Adjust Background if Necessary

bride feeding groom cake
Photo by: Jenny Marie Photography

So, let’s say you forgot to check in about the wedding cake placement, or maybe you did check-in, but when you arrive, the arrangement isn’t quite as described. 

Don’t stress. See if you can adjust the background. Ask if you can move the cake, but for the love of frosting, please don’t do it yourself! 

First, you’ll want to ask if this is even a possibility, then you’ll want to scout a worthy alternative background, and finally, you’ll want to ask the event team to temporarily relocate the cake (pretty please). 

If that’s not an option, see if there’s a sheet you can borrow to hang behind the cake to create a background sans outlets, plugins, and endless wires. 

Do something so you’re not forced to contend with some ugly additions to your photo in post-processing. 

Frame It Up

beautiful floral wedding cake
Photo by: Kalena Photography

Once you’ve got everything set up, it’s time to work your magic. 

With wedding cake pictures, it’s all about how you frame it. Be sure to get a few landscapes and portrait shots, you know… to please the wedding album gods. 

You’ll also want to cover all over your bases with wide, medium, and tight shots. 

Capture the ambiance and the story with some wide shots, and then move closer to get all the delicious (literally) details. Wedding cakes have been thought out. So the details that your couple has included are essential. 

Make sure to capture all of that personality!

Try shooting through something if you’re struggling to make your wedding cake pictures interesting. Experiment with a few champagne glasses, and see if you can’t create some fun effects in the foreground. 

Talk With Your Couple

bride laughing with cream on her nose
Photo by: Wildhive Photography

Before you get into the cutting the cake photos, you’ll want to chat with your wedding couple. 

Help them figure out where they’re going to stand. What will come naturally is to simply walk up to the cake and start cutting. But if they do that, they’ll be standing with their back to you and all of their guests. 

Coach them a bit about how all this should go down. It is their first time, of course. 

Let them know they’ll need to go around to the back of the cake so they can stand facing their guests. They should also be staggered by height. Likely, the groom will stand behind the bride so they can get cozy while cutting the cake and so everyone can see their beautiful faces.
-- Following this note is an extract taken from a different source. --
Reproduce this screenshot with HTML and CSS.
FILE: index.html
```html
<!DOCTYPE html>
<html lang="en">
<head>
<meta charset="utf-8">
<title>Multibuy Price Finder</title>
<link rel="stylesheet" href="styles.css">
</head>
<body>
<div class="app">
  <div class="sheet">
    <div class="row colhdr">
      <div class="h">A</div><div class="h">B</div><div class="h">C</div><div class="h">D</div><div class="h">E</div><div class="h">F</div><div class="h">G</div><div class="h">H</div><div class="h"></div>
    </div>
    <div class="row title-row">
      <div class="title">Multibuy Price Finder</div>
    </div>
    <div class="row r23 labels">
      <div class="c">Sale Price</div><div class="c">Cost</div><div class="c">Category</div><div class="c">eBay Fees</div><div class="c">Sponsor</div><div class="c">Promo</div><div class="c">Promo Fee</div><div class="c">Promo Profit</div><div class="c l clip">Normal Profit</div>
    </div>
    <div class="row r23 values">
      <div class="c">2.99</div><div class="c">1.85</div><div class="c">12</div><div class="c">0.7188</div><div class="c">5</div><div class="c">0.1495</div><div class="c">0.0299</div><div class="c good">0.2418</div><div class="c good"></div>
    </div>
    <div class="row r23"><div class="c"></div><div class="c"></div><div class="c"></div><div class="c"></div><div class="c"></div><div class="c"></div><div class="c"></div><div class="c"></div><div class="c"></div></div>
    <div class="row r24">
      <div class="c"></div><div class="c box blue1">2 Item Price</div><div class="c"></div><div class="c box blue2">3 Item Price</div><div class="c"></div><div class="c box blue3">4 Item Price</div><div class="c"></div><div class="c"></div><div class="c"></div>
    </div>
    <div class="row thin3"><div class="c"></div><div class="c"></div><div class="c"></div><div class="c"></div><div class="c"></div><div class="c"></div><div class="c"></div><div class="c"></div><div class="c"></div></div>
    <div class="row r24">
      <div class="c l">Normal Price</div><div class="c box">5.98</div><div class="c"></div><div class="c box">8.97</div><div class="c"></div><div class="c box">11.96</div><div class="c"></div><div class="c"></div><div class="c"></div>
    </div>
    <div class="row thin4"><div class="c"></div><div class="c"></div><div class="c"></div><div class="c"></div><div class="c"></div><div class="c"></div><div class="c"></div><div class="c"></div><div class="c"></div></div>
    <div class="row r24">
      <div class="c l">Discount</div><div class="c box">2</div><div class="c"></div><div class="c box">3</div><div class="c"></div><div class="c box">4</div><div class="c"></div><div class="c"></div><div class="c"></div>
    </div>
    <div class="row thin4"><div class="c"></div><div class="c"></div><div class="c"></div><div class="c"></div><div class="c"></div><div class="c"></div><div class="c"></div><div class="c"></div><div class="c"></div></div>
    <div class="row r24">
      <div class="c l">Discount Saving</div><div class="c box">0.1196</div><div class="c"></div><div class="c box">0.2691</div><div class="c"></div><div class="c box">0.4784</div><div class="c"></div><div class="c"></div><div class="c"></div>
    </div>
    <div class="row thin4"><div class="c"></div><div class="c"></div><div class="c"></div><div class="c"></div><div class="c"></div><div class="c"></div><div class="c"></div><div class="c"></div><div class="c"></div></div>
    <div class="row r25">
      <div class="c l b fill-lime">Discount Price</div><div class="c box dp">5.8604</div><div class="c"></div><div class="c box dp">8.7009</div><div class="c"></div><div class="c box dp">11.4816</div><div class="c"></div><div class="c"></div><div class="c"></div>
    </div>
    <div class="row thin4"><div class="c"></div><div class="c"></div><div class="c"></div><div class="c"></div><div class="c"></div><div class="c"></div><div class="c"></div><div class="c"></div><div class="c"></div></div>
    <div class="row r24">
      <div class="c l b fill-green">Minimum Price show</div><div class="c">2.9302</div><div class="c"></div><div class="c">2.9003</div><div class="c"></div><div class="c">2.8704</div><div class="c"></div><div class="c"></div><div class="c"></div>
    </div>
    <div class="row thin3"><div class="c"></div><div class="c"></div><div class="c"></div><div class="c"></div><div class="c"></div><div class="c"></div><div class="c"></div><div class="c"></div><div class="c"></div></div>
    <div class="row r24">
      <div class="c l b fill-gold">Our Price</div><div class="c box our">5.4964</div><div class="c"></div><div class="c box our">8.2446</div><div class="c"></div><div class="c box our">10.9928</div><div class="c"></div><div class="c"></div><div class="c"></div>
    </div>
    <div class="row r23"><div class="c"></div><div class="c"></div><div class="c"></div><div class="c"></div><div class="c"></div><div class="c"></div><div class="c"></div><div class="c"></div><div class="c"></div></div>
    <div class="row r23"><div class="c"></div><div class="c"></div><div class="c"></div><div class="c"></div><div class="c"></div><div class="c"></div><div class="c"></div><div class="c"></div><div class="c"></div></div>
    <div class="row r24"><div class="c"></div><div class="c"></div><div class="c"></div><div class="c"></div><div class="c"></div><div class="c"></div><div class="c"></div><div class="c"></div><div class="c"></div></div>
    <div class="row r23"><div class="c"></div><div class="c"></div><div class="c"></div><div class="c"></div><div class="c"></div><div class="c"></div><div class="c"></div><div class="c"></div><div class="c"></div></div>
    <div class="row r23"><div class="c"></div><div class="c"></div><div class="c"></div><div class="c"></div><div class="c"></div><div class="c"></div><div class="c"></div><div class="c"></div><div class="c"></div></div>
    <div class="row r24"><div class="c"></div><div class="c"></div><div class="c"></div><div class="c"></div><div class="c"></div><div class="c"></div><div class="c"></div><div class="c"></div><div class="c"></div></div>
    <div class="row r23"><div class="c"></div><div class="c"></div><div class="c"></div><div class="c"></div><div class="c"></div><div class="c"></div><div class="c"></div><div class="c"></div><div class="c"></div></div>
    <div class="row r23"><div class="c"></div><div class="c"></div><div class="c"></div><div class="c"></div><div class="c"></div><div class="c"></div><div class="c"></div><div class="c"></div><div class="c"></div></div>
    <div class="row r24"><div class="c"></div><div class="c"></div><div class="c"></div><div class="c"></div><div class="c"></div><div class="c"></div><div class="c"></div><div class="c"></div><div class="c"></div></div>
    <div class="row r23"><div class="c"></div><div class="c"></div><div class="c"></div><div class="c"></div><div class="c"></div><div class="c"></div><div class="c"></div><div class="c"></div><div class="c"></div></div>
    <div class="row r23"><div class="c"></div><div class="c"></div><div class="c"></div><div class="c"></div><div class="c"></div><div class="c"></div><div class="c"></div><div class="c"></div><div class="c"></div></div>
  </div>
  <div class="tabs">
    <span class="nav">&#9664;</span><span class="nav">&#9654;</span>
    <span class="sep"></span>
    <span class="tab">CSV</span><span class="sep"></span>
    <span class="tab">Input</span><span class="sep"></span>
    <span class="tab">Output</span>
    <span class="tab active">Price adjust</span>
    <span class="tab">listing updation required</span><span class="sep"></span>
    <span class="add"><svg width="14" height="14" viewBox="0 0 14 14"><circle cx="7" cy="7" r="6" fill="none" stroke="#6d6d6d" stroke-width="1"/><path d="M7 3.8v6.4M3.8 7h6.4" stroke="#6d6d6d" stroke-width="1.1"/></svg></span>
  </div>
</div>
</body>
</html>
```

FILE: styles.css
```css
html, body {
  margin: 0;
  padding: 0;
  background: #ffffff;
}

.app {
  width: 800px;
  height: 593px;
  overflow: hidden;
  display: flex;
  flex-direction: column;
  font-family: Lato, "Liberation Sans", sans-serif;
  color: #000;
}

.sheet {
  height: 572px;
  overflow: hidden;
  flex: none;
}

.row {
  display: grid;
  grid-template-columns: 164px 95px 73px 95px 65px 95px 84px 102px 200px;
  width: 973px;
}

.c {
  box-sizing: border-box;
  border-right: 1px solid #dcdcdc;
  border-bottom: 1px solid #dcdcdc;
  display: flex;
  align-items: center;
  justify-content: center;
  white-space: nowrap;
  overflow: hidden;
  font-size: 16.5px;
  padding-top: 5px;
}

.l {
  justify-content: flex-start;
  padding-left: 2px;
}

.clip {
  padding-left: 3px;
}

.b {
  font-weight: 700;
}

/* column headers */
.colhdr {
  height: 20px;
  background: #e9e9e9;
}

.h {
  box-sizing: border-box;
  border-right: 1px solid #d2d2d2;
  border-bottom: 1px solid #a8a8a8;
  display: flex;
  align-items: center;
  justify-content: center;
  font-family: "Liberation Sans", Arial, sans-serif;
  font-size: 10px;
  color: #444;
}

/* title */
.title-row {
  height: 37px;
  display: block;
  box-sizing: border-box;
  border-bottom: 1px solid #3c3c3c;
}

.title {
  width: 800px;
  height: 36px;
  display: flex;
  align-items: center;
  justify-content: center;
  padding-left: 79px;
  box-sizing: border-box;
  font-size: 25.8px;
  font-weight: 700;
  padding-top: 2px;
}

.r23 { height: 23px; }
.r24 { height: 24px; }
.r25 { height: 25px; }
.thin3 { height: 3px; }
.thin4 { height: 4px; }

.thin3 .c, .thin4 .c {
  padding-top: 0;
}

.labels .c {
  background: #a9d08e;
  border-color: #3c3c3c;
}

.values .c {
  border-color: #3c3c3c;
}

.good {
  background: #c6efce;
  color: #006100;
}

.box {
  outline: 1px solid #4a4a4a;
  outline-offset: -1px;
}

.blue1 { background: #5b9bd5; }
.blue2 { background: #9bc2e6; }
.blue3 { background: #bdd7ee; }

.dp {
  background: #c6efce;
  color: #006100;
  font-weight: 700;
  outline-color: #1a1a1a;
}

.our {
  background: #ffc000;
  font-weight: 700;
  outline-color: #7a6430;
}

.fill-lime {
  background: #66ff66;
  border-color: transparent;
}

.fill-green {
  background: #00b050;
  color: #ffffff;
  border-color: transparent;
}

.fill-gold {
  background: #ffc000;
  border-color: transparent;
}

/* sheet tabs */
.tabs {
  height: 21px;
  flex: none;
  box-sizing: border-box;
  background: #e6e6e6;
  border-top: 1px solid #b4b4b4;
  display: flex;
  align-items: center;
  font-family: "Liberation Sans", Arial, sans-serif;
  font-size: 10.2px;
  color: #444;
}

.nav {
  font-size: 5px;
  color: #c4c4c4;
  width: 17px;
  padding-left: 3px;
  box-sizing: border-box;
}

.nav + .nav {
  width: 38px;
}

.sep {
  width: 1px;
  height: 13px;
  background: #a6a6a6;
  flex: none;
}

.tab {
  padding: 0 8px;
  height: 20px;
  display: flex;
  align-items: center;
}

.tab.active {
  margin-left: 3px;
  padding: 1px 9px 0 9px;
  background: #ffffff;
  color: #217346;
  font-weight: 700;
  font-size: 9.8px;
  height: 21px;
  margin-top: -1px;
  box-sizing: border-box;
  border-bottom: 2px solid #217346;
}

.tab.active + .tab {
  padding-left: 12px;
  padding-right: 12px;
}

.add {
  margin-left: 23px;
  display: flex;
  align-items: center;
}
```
Also, tell them to take it slow. You’ll want to grab this moment, so remind them not to rush through it. 

It’s All About the Action

newlyweds foolish around the wedding cake
Photo by: Photography by Ali K

Do you know what a wedding couple and a one-year-old have in common? They love a good cake smash. 
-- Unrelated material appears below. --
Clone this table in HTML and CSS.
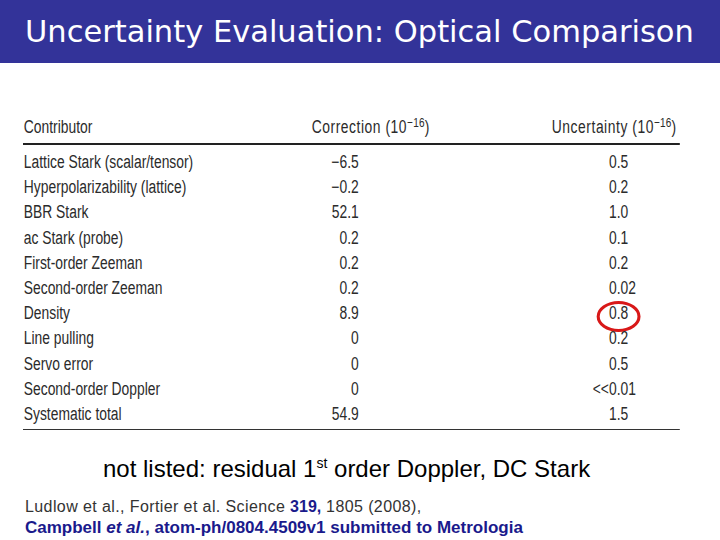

Make sure you’re ready to go once your bride and groom make their way over to the cake table. You won’t be able to get a second shot at this (and the guests will start a mutiny if you try to slow the cake service down). 
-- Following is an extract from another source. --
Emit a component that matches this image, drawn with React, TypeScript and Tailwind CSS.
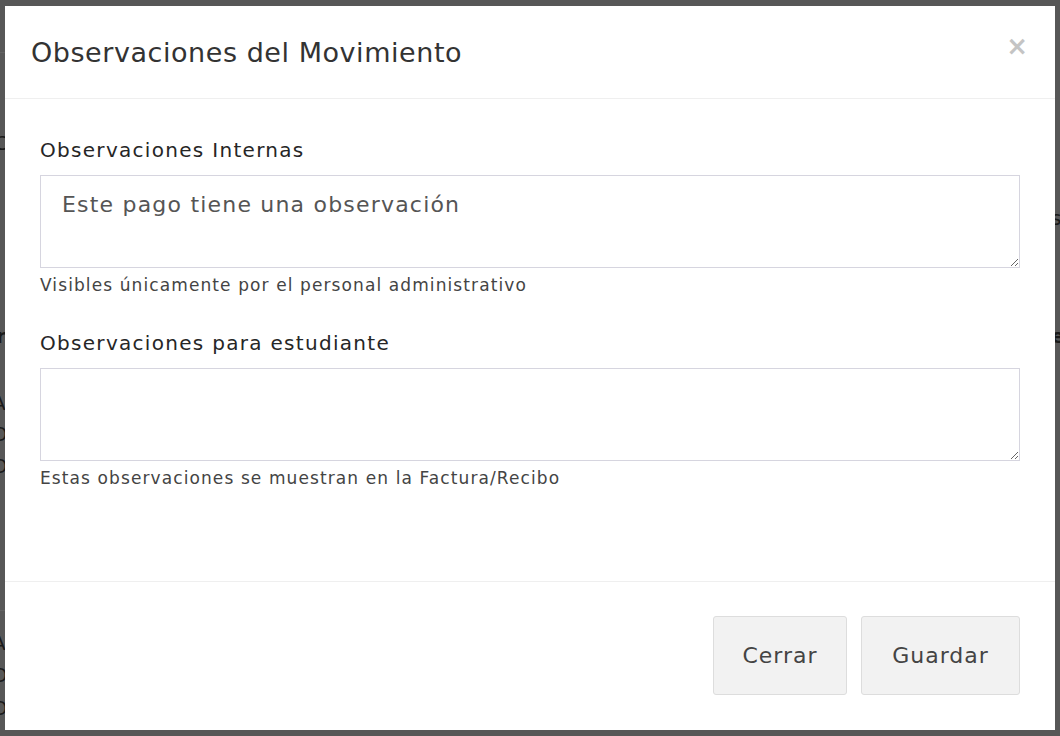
import React from "react";

const font = { fontFamily: '"DejaVu Sans", "Noto Sans", sans-serif' };

function Glimpse({ cls, ch }: { cls: string; ch: string }) {
  return <span className={"absolute text-[20px] text-[#1a1a1a] " + cls}>{ch}</span>;
}

export default function App() {
  return (
    <div className="relative w-[1060px] h-[736px] overflow-hidden bg-[#575757]" style={font}>
      {/* background page glimpses behind the overlay */}
      <div className="absolute left-0 top-[52px] w-[6px] h-px bg-[#626262]" />
      <div className="absolute left-0 top-[610px] w-[6px] h-px bg-[#626262]" />
      <Glimpse cls="left-[-6px] top-[128px]" ch="C" />
      <Glimpse cls="left-[-4px] top-[321px] font-bold" ch="r" />
      <Glimpse cls="left-[-8px] top-[388px]" ch="A" />
      <Glimpse cls="left-[-8px] top-[419px]" ch="O" />
      <Glimpse cls="left-[-8px] top-[451px]" ch="O" />
      <Glimpse cls="left-[-8px] top-[628px]" ch="A" />
      <Glimpse cls="left-[-8px] top-[660px]" ch="O" />
      <Glimpse cls="left-[-8px] top-[693px]" ch="O" />
      <Glimpse cls="left-[1051px] top-[203px]" ch="s" />
      <Glimpse cls="left-[1051px] top-[321px] font-bold" ch="e" />

      <div className="relative ml-[5px] mt-[6px] w-[1050px] h-[724px] bg-white flex flex-col">
        <div className="h-[93px] border-b border-[#efefef] flex items-center justify-between pl-[26px] pr-[27px]">
          <h4 className="text-[27px] text-[#333] font-normal tracking-[0.55px] pt-[2px]">Observaciones del Movimiento</h4>
          <span className="text-[26px] font-bold text-[#c4c4c4] leading-none -mt-[12px]">×</span>
        </div>
        <div className="flex-1 px-[35px] pt-[38px]">
          <label className="block text-[20px] text-[#262626] tracking-[1.3px] leading-[26px]">Observaciones Internas</label>
          <textarea
            className="mt-[12px] block w-full h-[93px] border border-[#d6d5df] px-[21px] py-[13px] text-[22px] text-[#555] tracking-[1.2px] leading-[32px] outline-none resize-y"
            defaultValue="Este pago tiene una observación"
          />
          <p className="mt-[4px] text-[17px] text-[#444] tracking-[1.1px] leading-[26px]">Visibles únicamente por el personal administrativo</p>
          <label className="mt-[32px] block text-[20px] text-[#262626] tracking-[1.3px] leading-[26px]">Observaciones para estudiante</label>
          <textarea
            className="mt-[12px] block w-full h-[93px] border border-[#d6d5df] px-[21px] py-[13px] text-[22px] text-[#555] tracking-[1.2px] leading-[32px] outline-none resize-y"
            defaultValue=""
          />
          <p className="mt-[4px] text-[17px] text-[#444] tracking-[1.1px] leading-[26px]">Estas observaciones se muestran en la Factura/Recibo</p>
        </div>
        <div className="h-[149px] border-t border-[#efefef] flex items-start justify-end gap-[14px] pr-[35px] pt-[34px]">
          <button className="h-[79px] w-[134px] rounded-[3px] border border-[#ddd] bg-[#f2f2f2] text-[22px] tracking-[1px] text-[#444]">Cerrar</button>
          <button className="h-[79px] w-[159px] rounded-[3px] border border-[#ddd] bg-[#f2f2f2] text-[22px] tracking-[1px] text-[#444]">Guardar</button>
        </div>
      </div>
    </div>
  );
}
Your settings should be somewhat dialed in since you’ve been shooting in this light, but it’s always a good idea to double-check.

Then, shoot away! If you can, try to grab both portrait and landscape shots of the action!

Share With the Cake Vendor 

Video by: Jessica Maddela Photography

After you’ve done all the work to grab photographs that your client will drool over, make sure you get them just right in post-production. 

Your final step will be to send these babies to your client, but don’t forget to include the cake vendor!

Yes, you captured these gorgeous photos, and your bride and groom commissioned everything, but the baker was the artist who brought it all together. 

Too often, vendors are neglected after the wedding, but this is your chance to build a good relationship with the industry professionals in your area. Build goodwill and throw a few wedding cake photos the baker’s way.

They don’t often have access to high-quality photos of their finished products getting used. Share them on social and tag the cake vendor. 

There’s a good chance they’ll share it, and you know what? That totally counts as networking.